IF YOU’RE INVESTING for the long haul, the biggest risk isn’t short-term market declines—unless you panic and sell during those declines. Instead, the big risk is failing to beat back the twin threats of inflation and taxes.
Suppose that, after investment costs, you earn 4% a year. If you lose 25% of that gain to taxes, you’ll be left with 3%. But if annual inflation is also 3%, you are—in financial terms—just running in place. How can you earn returns that outpace taxes and inflation? Smart tax management, especially the use of retirement accounts, can greatly reduce the threat from taxes. We tackle that topic in the chapter on taxes.
Even with smart tax management, you’ll find it tough to fend off inflation with Treasury bills, money-market funds, savings accounts and other cash investments. With these, the best you can hope for are returns that approach the inflation rate—and you may earn substantially less, as investors have in recent years.
Instead, to outpace inflation, you’ll need to look to bonds and especially stocks.

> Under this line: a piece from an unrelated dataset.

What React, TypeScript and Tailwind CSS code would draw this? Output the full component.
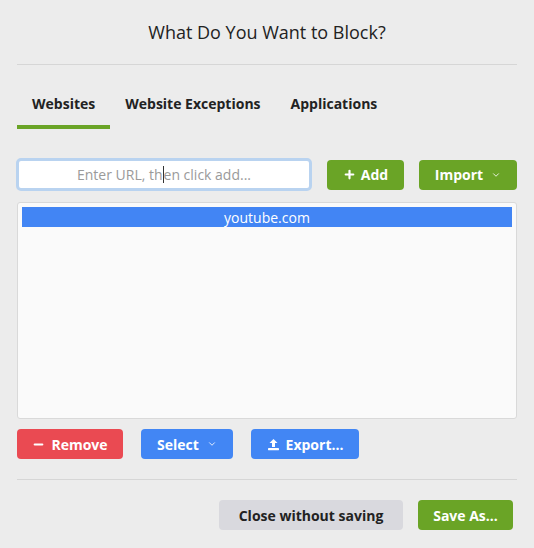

With bonds, you might earn zero to two percentage points a year more than inflation, depending on how much risk you take. The potential return from stocks is greater, though so too is the risk. Over the long run, U.S. stocks have delivered close to seven percentage points a year more than inflation. But given today’s rich valuations and relatively sluggish economic growth, you probably shouldn’t expect long-run returns on a globally diversified portfolio that are more than four percentage points a year above inflation.